-- Start of DATASET RECORDS --

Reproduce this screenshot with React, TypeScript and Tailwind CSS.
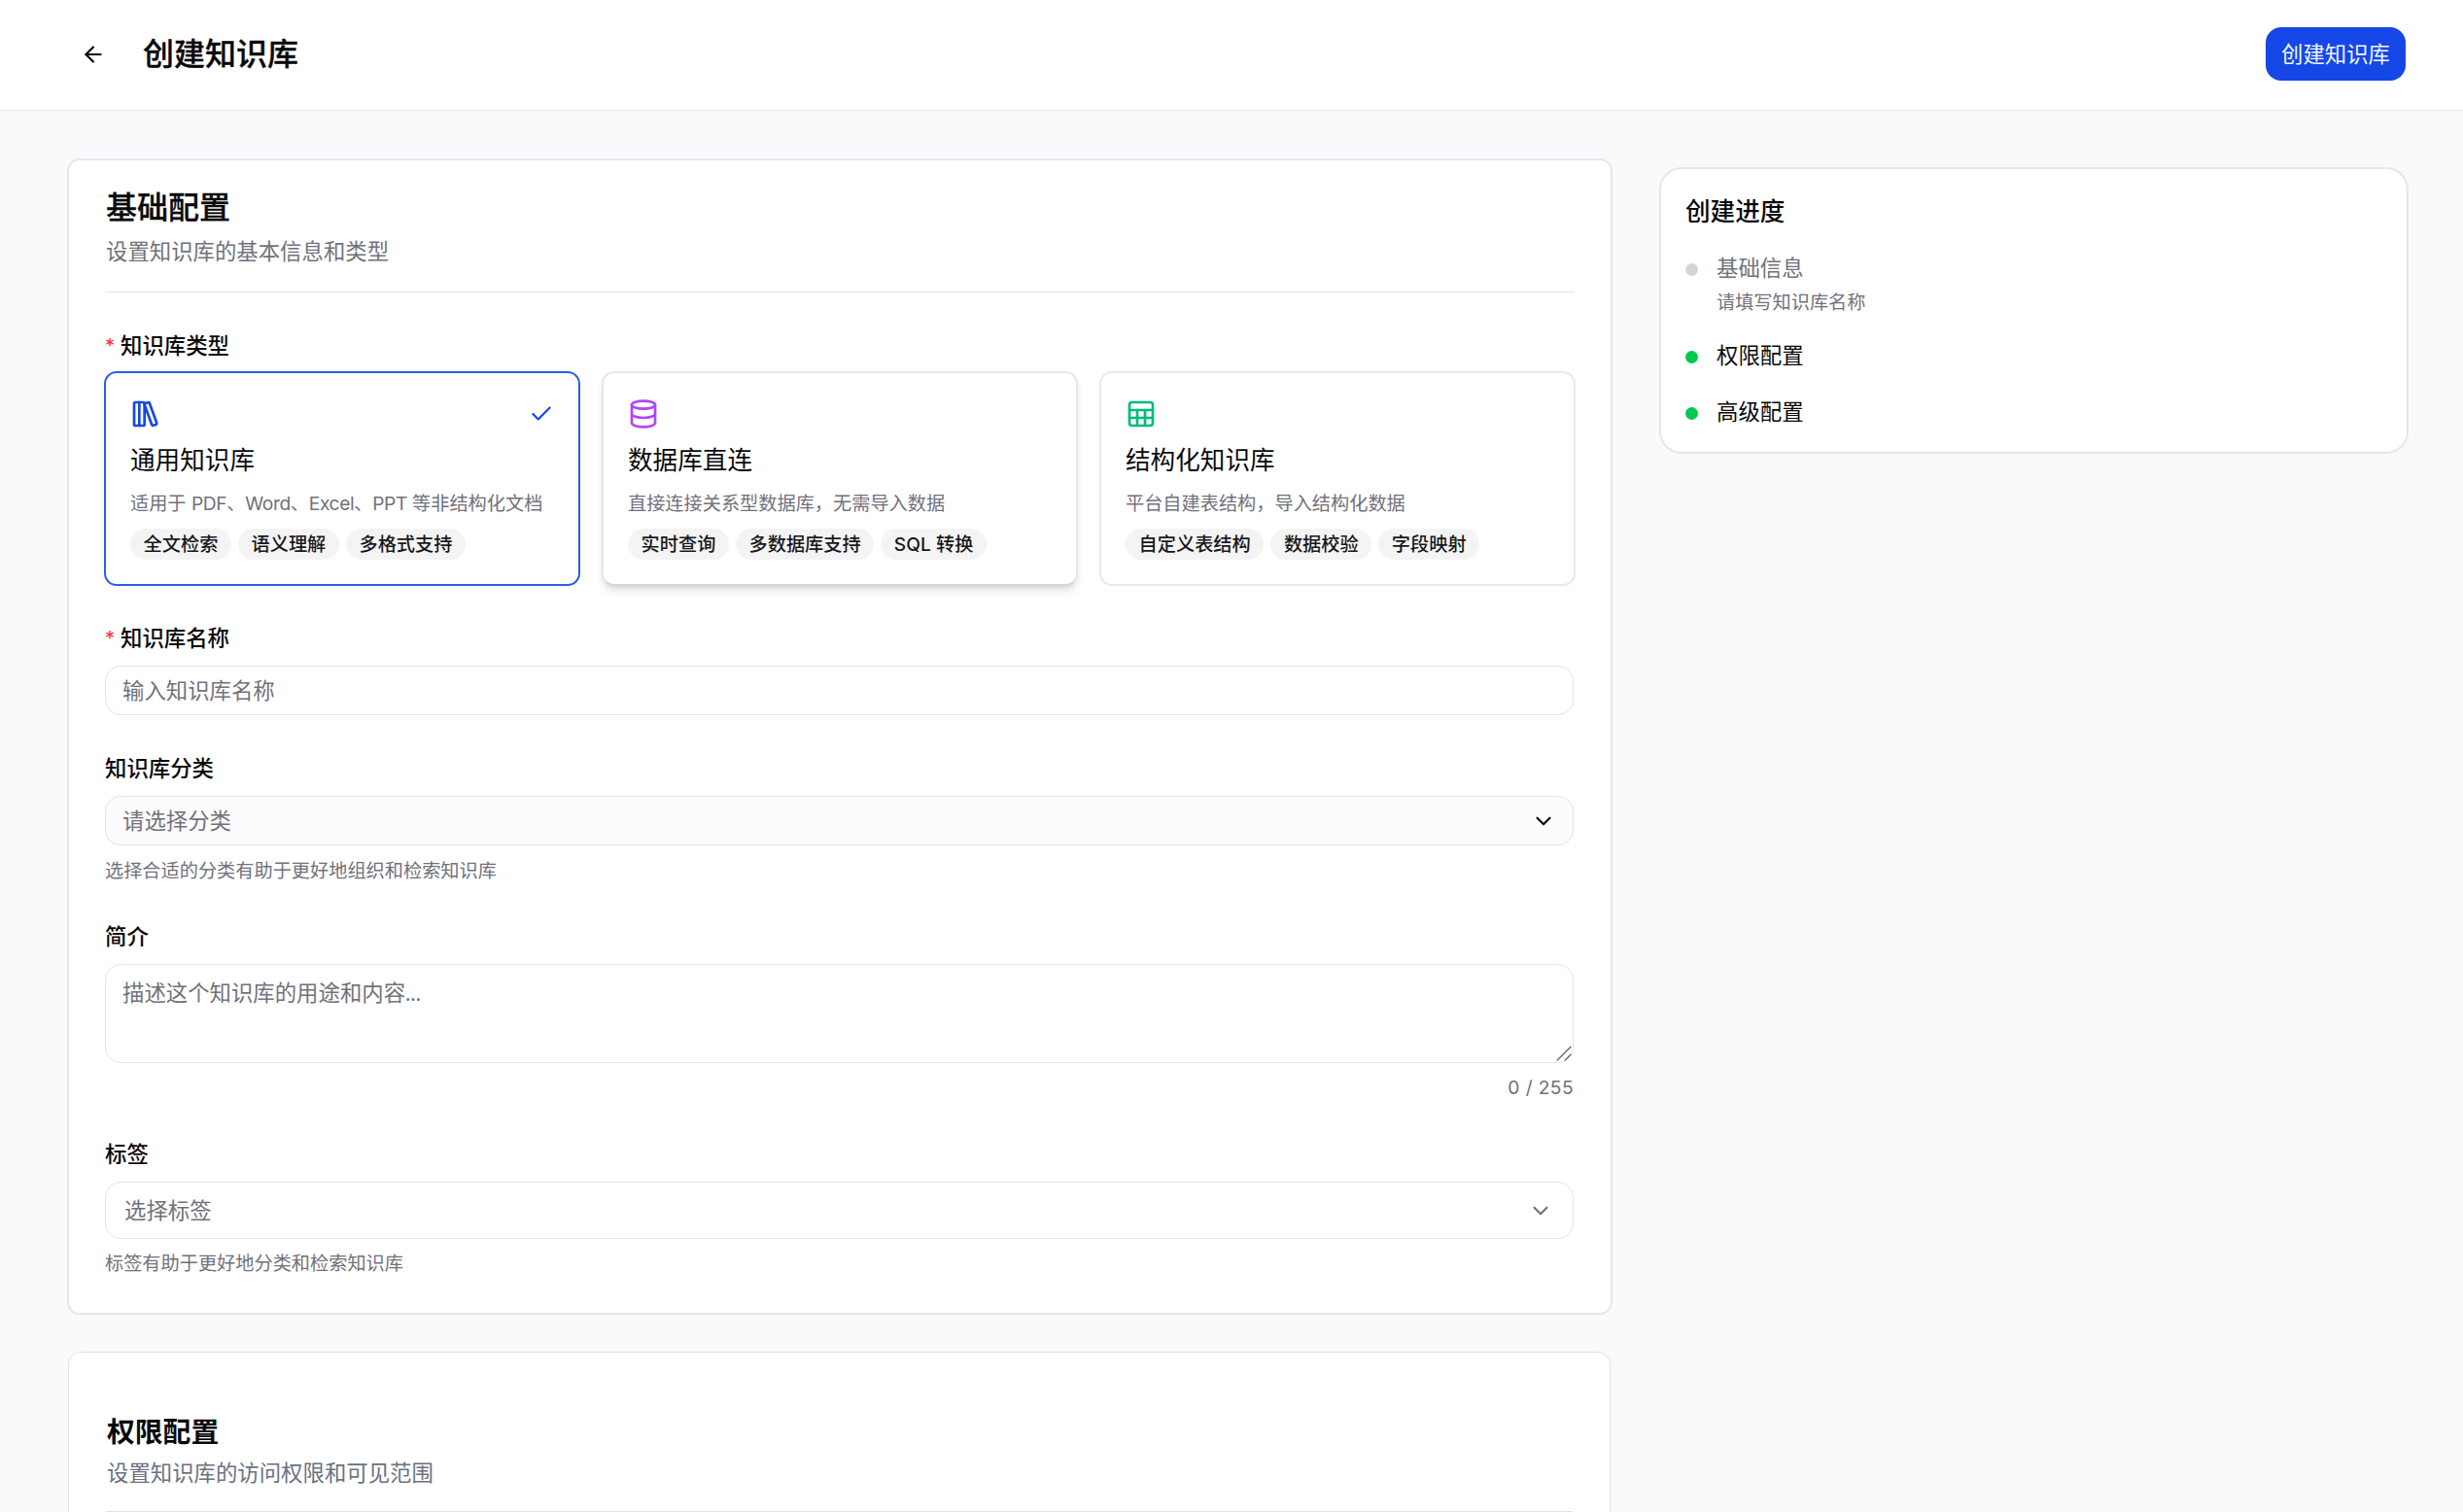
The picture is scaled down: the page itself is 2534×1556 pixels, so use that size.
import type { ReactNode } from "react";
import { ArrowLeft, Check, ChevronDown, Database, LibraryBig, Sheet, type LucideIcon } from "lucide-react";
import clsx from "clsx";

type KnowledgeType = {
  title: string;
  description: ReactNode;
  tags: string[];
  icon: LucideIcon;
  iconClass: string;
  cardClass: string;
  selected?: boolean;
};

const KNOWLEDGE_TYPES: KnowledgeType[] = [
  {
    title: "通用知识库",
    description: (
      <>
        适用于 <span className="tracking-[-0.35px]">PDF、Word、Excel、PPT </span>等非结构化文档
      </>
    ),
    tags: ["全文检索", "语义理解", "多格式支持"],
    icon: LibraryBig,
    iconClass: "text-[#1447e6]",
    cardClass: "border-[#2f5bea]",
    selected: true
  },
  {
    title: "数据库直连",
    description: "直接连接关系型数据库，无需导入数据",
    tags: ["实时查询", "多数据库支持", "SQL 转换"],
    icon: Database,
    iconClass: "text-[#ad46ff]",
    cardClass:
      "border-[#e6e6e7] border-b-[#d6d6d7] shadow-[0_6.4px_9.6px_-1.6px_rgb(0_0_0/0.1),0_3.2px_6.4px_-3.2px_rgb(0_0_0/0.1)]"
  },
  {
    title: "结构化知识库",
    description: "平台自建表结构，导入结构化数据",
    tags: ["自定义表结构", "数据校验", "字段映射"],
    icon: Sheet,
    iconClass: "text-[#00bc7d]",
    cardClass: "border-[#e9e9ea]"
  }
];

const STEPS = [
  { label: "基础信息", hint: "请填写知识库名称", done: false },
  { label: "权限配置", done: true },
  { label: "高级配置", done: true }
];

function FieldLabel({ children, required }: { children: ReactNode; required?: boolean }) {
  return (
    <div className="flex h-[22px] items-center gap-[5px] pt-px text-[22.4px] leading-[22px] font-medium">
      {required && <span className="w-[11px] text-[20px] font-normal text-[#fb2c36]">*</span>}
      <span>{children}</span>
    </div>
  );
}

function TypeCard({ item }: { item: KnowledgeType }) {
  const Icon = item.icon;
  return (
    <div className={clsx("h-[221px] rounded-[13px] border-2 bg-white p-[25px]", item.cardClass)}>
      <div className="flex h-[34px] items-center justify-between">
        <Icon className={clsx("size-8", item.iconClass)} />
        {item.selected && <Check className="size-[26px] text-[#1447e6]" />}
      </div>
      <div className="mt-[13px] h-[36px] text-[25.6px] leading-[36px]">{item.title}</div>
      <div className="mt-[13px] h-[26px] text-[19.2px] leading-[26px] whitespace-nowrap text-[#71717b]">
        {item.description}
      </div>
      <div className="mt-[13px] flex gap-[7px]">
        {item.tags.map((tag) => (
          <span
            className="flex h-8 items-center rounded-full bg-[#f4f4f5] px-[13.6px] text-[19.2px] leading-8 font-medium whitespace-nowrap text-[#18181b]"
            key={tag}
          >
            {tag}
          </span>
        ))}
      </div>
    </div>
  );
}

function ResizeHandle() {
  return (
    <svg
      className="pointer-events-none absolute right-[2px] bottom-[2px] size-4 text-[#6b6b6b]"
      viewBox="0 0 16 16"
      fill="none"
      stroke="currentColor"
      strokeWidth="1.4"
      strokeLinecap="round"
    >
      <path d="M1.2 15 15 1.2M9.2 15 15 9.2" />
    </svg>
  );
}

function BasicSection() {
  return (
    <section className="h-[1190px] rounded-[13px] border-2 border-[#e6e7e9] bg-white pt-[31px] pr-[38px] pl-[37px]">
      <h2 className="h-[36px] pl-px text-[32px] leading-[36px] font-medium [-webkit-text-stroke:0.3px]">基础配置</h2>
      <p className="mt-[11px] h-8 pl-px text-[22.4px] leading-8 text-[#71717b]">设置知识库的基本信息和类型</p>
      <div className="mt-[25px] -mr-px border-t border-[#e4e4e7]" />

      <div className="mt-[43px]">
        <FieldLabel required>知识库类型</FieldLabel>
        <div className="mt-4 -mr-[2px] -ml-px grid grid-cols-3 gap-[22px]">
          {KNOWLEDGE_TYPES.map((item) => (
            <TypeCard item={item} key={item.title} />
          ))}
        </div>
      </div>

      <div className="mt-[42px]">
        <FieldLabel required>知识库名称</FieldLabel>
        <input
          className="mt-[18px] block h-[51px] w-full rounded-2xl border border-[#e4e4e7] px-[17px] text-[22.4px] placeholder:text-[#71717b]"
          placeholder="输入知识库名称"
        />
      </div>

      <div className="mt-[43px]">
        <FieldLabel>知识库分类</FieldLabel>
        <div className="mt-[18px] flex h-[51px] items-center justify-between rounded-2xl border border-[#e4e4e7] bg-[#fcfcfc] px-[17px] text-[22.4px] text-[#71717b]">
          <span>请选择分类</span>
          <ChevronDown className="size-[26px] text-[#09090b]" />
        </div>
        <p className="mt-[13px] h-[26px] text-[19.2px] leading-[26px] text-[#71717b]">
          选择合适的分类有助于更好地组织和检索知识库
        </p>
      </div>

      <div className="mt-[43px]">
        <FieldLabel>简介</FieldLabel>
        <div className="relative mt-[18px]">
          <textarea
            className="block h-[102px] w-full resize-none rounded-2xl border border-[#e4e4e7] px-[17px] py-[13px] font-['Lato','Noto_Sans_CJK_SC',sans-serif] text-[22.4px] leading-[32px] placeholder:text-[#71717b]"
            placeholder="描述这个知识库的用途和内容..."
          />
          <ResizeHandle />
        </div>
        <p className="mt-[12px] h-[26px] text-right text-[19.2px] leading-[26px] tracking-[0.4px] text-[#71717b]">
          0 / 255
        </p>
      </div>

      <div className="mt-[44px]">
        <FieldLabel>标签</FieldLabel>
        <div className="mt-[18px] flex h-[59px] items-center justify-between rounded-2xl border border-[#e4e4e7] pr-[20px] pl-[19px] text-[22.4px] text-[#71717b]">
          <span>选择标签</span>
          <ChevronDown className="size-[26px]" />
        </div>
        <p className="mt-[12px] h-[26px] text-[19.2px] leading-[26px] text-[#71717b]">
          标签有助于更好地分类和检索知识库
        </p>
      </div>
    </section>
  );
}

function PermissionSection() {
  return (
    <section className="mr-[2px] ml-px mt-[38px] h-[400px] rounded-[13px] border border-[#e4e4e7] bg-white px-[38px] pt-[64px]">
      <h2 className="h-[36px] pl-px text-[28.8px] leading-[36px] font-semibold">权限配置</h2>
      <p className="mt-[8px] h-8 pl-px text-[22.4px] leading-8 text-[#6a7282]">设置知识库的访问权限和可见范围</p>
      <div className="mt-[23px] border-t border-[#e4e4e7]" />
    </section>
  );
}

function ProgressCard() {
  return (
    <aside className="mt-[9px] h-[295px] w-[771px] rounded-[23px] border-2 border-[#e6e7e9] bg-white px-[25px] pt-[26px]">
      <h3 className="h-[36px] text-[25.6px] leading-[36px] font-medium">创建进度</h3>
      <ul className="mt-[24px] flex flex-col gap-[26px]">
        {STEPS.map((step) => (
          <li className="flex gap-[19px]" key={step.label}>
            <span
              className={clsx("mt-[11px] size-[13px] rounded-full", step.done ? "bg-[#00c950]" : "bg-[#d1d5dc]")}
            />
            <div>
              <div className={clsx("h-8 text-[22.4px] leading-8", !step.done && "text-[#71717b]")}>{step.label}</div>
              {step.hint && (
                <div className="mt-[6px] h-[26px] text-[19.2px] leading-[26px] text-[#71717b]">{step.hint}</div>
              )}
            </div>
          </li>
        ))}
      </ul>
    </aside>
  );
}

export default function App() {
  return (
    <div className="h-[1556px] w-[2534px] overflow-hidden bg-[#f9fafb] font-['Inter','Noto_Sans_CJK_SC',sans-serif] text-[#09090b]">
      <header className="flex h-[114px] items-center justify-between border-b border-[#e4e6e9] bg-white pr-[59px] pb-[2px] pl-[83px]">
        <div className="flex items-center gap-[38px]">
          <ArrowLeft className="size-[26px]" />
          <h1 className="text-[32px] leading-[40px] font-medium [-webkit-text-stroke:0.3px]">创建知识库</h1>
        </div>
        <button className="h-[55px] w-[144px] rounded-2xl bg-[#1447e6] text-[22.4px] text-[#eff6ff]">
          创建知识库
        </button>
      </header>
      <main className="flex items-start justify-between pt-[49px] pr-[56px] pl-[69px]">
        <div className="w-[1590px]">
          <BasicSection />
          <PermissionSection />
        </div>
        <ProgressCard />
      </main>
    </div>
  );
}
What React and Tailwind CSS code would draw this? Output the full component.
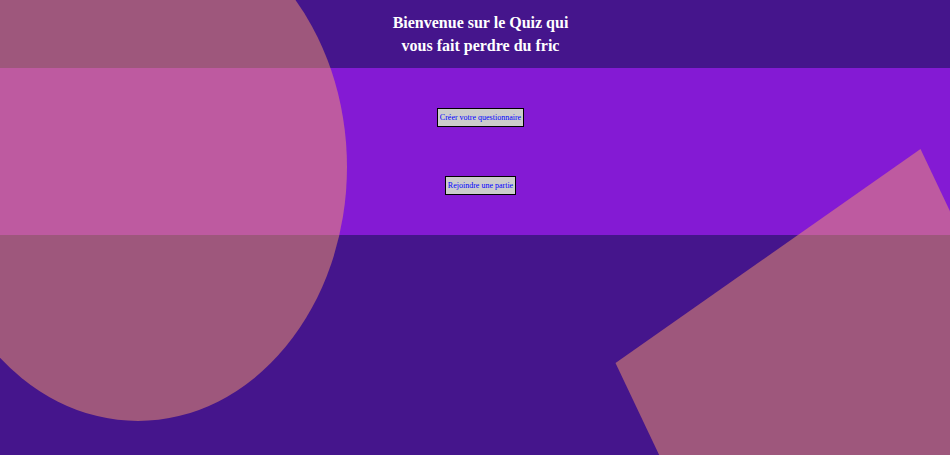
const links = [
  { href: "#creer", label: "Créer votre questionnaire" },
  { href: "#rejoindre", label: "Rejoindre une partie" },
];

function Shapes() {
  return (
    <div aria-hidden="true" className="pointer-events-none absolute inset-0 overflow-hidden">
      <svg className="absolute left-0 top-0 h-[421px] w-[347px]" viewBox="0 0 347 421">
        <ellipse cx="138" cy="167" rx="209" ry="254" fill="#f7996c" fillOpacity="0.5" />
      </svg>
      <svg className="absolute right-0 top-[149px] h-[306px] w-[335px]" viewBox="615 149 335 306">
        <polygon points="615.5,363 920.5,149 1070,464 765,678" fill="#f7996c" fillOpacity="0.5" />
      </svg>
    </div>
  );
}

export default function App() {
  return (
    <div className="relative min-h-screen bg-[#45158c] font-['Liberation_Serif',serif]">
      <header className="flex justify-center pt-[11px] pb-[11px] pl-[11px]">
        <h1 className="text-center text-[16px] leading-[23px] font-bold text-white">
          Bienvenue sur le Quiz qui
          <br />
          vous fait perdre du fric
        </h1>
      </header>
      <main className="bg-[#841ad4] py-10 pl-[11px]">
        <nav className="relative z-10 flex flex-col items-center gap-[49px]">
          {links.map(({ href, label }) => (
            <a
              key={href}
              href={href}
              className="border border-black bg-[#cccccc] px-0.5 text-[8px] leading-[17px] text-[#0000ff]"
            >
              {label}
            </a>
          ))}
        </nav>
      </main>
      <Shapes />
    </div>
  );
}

-- End of DATASET RECORDS --

§ **TASK GOAL**: Your task is to transcribe only the lines from the line containing "The picture is" through the line containing "import clsx from", word for word.

§ **FINISHED EXERCISE**:
The picture is scaled down: the page itself is 2534×1556 pixels, so use that size.
import type { ReactNode } from "react";
import { ArrowLeft, Check, ChevronDown, Database, LibraryBig, Sheet, type LucideIcon } from "lucide-react";
import clsx from "clsx";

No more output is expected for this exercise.